-- START Materials provided --
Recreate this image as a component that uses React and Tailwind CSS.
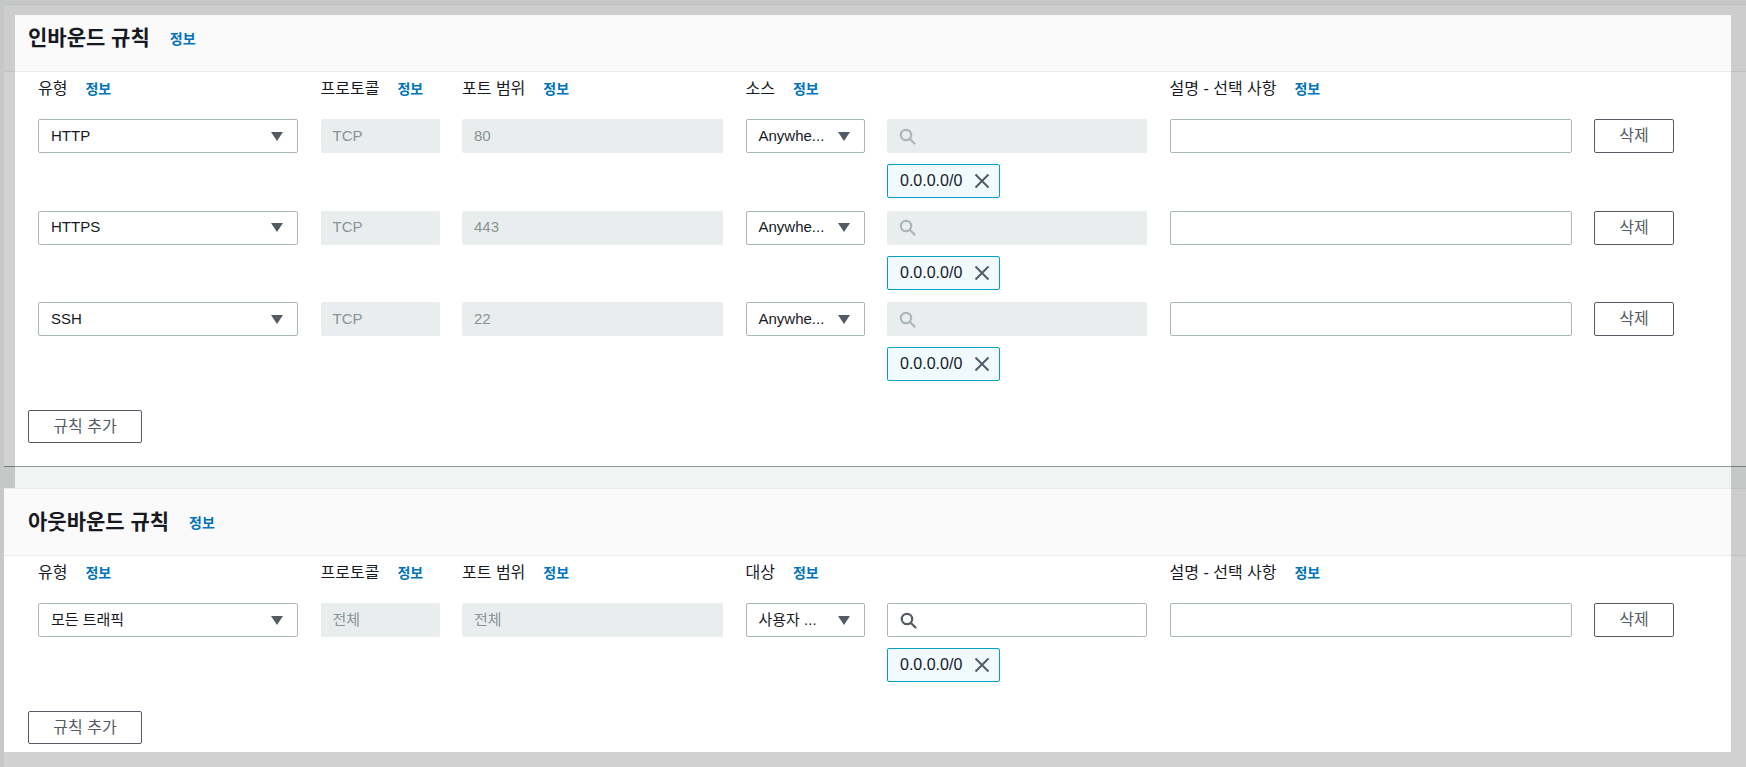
const INBOUND = [
  { type: 'HTTP', proto: 'TCP', port: '80' },
  { type: 'HTTPS', proto: 'TCP', port: '443' },
  { type: 'SSH', proto: 'TCP', port: '22' },
];

const GRID = 'grid grid-cols-[260px_119px_261px_119px_260px_402px_80px] gap-x-[22.5px]';

function Caret() {
  return (
    <svg width="12" height="9" viewBox="0 0 12 9" className="flex-shrink-0">
      <path d="M0 0h12L6 9z" fill="#545b64" />
    </svg>
  );
}

function SearchIcon({ color }) {
  return (
    <svg width="17" height="17" viewBox="0 0 17 17" fill="none" stroke={color} strokeWidth="2.2">
      <circle cx="7" cy="7" r="5.2" />
      <path d="M11 11l4.5 4.5" strokeLinecap="round" />
    </svg>
  );
}

function Info({ className = '' }) {
  return <a className={`text-[14px] font-bold text-[#0073bb] ${className}`}>정보</a>;
}

function Label({ text }) {
  return (
    <div className="flex items-center gap-[18px] h-[20px]">
      <span className="text-[16px] text-[#16191f]">{text}</span>
      <Info />
    </div>
  );
}

function Select({ value }) {
  return (
    <div className="h-[34px] border border-[#aab7b8] rounded-[2px] bg-white flex items-center justify-between pl-[12px] pr-[14px]">
      <span className="text-[15px] text-[#16191f] whitespace-nowrap">{value}</span>
      <Caret />
    </div>
  );
}

function Disabled({ value }) {
  return (
    <div className="h-[34px] rounded-[2px] bg-[#eaeded] flex items-center pl-[12px] text-[15px] text-[#879596]">
      {value}
    </div>
  );
}

function Chip() {
  return (
    <div className="mt-[11px] h-[34px] w-fit flex items-center border border-[#00a1c9] bg-[#f1faff] rounded-[2px] pl-[12px] pr-[9px] gap-[12px]">
      <span className="text-[16px] text-[#16191f]">0.0.0.0/0</span>
      <svg width="16" height="16" viewBox="0 0 16 16" fill="none" stroke="#545b64" strokeWidth="2">
        <path d="M1.5 1.5l13 13M14.5 1.5l-13 13" />
      </svg>
    </div>
  );
}

function SourceCell({ disabled }) {
  return (
    <div>
      <div
        className={`h-[34px] rounded-[2px] flex items-center pl-[12px] ${
          disabled ? 'bg-[#eaeded]' : 'bg-white border border-[#aab7b8] pl-[11px]'
        }`}
      >
        <SearchIcon color={disabled ? '#aab7b8' : '#545b64'} />
      </div>
      <Chip />
    </div>
  );
}

function Row({ type, proto, port, src, disabledSearch }) {
  return (
    <div className={GRID}>
      <Select value={type} />
      <Disabled value={proto} />
      <Disabled value={port} />
      <Select value={src} />
      <SourceCell disabled={disabledSearch} />
      <div className="h-[34px] border border-[#aab7b8] rounded-[2px] bg-white" />
      <button className="h-[34px] border border-[#545b64] rounded-[2px] bg-white text-[16px] text-[#545b64]">
        삭제
      </button>
    </div>
  );
}

function Panel({ title, sourceLabel, children }) {
  return (
    <div className="ml-[4px] bg-white border-t border-[#eaeded] border-b border-b-[#8f9a9b]">
      <div className="h-[67px] bg-[#fafafa] border-b border-[#eaeded] flex items-center px-[24px]">
        <h2 className="text-[21px] font-bold text-[#16191f]">{title}</h2>
        <Info className="ml-[20px] mt-[2px]" />
      </div>
      <div className="px-[24px] pt-[7px] pb-[23px]">
        <div className="pl-[10px]">
          <div className={GRID}>
            <Label text="유형" />
            <Label text="프로토콜" />
            <Label text="포트 범위" />
            <div className="col-span-2">
              <Label text={sourceLabel} />
            </div>
            <Label text="설명 - 선택 사항" />
            <div />
          </div>
          <div className="mt-[20px] flex flex-col gap-[12.5px]">{children}</div>
        </div>
        <button className="mt-[29px] h-[33px] w-[114px] border border-[#545b64] rounded-[2px] bg-white text-[16px] text-[#545b64]">
          규칙 추가
        </button>
      </div>
    </div>
  );
}

export default function App() {
  return (
    <div
      className="relative h-[767px] overflow-hidden bg-[#f2f3f3] pt-[4px]"
      style={{ fontFamily: "'Liberation Sans', 'Noto Sans CJK KR', sans-serif" }}
    >
      <Panel title="인바운드 규칙" sourceLabel="소스">
        {INBOUND.map((r) => (
          <Row key={r.type} type={r.type} proto={r.proto} port={r.port} src="Anywhe..." disabledSearch />
        ))}
      </Panel>

      <div className="h-[21px]" />

      <Panel title="아웃바운드 규칙" sourceLabel="대상">
        <Row type="모든 트래픽" proto="전체" port="전체" src="사용자 ..." />
      </Panel>

      {/* dimmed edges over the page */}
      <div className="absolute left-0 top-0 w-full h-[15px] bg-black/[0.18]" />
      <div className="absolute left-0 top-[15px] w-[15px] h-[473px] bg-black/[0.18]" />
      <div className="absolute left-0 top-[488px] w-[4px] h-[264px] bg-black/[0.18]" />
      <div className="absolute right-0 top-[15px] w-[15px] h-[737px] bg-black/[0.18]" />
      <div className="absolute left-0 bottom-0 w-full h-[15px] bg-black/[0.18]" />
    </div>
  );
}
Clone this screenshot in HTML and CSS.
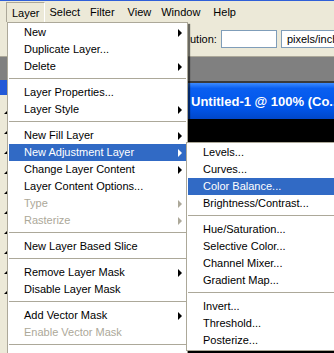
-- END Materials provided --
> _Do this_:
Nothing in the entries should change as you copy them, except that the pictures are left out.

> _Exercise answer_:
Recreate this image as a component that uses React and Tailwind CSS.
const INBOUND = [
  { type: 'HTTP', proto: 'TCP', port: '80' },
  { type: 'HTTPS', proto: 'TCP', port: '443' },
  { type: 'SSH', proto: 'TCP', port: '22' },
];

const GRID = 'grid grid-cols-[260px_119px_261px_119px_260px_402px_80px] gap-x-[22.5px]';

function Caret() {
  return (
    <svg width="12" height="9" viewBox="0 0 12 9" className="flex-shrink-0">
      <path d="M0 0h12L6 9z" fill="#545b64" />
    </svg>
  );
}

function SearchIcon({ color }) {
  return (
    <svg width="17" height="17" viewBox="0 0 17 17" fill="none" stroke={color} strokeWidth="2.2">
      <circle cx="7" cy="7" r="5.2" />
      <path d="M11 11l4.5 4.5" strokeLinecap="round" />
    </svg>
  );
}

function Info({ className = '' }) {
  return <a className={`text-[14px] font-bold text-[#0073bb] ${className}`}>정보</a>;
}

function Label({ text }) {
  return (
    <div className="flex items-center gap-[18px] h-[20px]">
      <span className="text-[16px] text-[#16191f]">{text}</span>
      <Info />
    </div>
  );
}

function Select({ value }) {
  return (
    <div className="h-[34px] border border-[#aab7b8] rounded-[2px] bg-white flex items-center justify-between pl-[12px] pr-[14px]">
      <span className="text-[15px] text-[#16191f] whitespace-nowrap">{value}</span>
      <Caret />
    </div>
  );
}

function Disabled({ value }) {
  return (
    <div className="h-[34px] rounded-[2px] bg-[#eaeded] flex items-center pl-[12px] text-[15px] text-[#879596]">
      {value}
    </div>
  );
}

function Chip() {
  return (
    <div className="mt-[11px] h-[34px] w-fit flex items-center border border-[#00a1c9] bg-[#f1faff] rounded-[2px] pl-[12px] pr-[9px] gap-[12px]">
      <span className="text-[16px] text-[#16191f]">0.0.0.0/0</span>
      <svg width="16" height="16" viewBox="0 0 16 16" fill="none" stroke="#545b64" strokeWidth="2">
        <path d="M1.5 1.5l13 13M14.5 1.5l-13 13" />
      </svg>
    </div>
  );
}

function SourceCell({ disabled }) {
  return (
    <div>
      <div
        className={`h-[34px] rounded-[2px] flex items-center pl-[12px] ${
          disabled ? 'bg-[#eaeded]' : 'bg-white border border-[#aab7b8] pl-[11px]'
        }`}
      >
        <SearchIcon color={disabled ? '#aab7b8' : '#545b64'} />
      </div>
      <Chip />
    </div>
  );
}

function Row({ type, proto, port, src, disabledSearch }) {
  return (
    <div className={GRID}>
      <Select value={type} />
      <Disabled value={proto} />
      <Disabled value={port} />
      <Select value={src} />
      <SourceCell disabled={disabledSearch} />
      <div className="h-[34px] border border-[#aab7b8] rounded-[2px] bg-white" />
      <button className="h-[34px] border border-[#545b64] rounded-[2px] bg-white text-[16px] text-[#545b64]">
        삭제
      </button>
    </div>
  );
}

function Panel({ title, sourceLabel, children }) {
  return (
    <div className="ml-[4px] bg-white border-t border-[#eaeded] border-b border-b-[#8f9a9b]">
      <div className="h-[67px] bg-[#fafafa] border-b border-[#eaeded] flex items-center px-[24px]">
        <h2 className="text-[21px] font-bold text-[#16191f]">{title}</h2>
        <Info className="ml-[20px] mt-[2px]" />
      </div>
      <div className="px-[24px] pt-[7px] pb-[23px]">
        <div className="pl-[10px]">
          <div className={GRID}>
            <Label text="유형" />
            <Label text="프로토콜" />
            <Label text="포트 범위" />
            <div className="col-span-2">
              <Label text={sourceLabel} />
            </div>
            <Label text="설명 - 선택 사항" />
            <div />
          </div>
          <div className="mt-[20px] flex flex-col gap-[12.5px]">{children}</div>
        </div>
        <button className="mt-[29px] h-[33px] w-[114px] border border-[#545b64] rounded-[2px] bg-white text-[16px] text-[#545b64]">
          규칙 추가
        </button>
      </div>
    </div>
  );
}

export default function App() {
  return (
    <div
      className="relative h-[767px] overflow-hidden bg-[#f2f3f3] pt-[4px]"
      style={{ fontFamily: "'Liberation Sans', 'Noto Sans CJK KR', sans-serif" }}
    >
      <Panel title="인바운드 규칙" sourceLabel="소스">
        {INBOUND.map((r) => (
          <Row key={r.type} type={r.type} proto={r.proto} port={r.port} src="Anywhe..." disabledSearch />
        ))}
      </Panel>

      <div className="h-[21px]" />

      <Panel title="아웃바운드 규칙" sourceLabel="대상">
        <Row type="모든 트래픽" proto="전체" port="전체" src="사용자 ..." />
      </Panel>

      {/* dimmed edges over the page */}
      <div className="absolute left-0 top-0 w-full h-[15px] bg-black/[0.18]" />
      <div className="absolute left-0 top-[15px] w-[15px] h-[473px] bg-black/[0.18]" />
      <div className="absolute left-0 top-[488px] w-[4px] h-[264px] bg-black/[0.18]" />
      <div className="absolute right-0 top-[15px] w-[15px] h-[737px] bg-black/[0.18]" />
      <div className="absolute left-0 bottom-0 w-full h-[15px] bg-black/[0.18]" />
    </div>
  );
}
Clone this screenshot in HTML and CSS.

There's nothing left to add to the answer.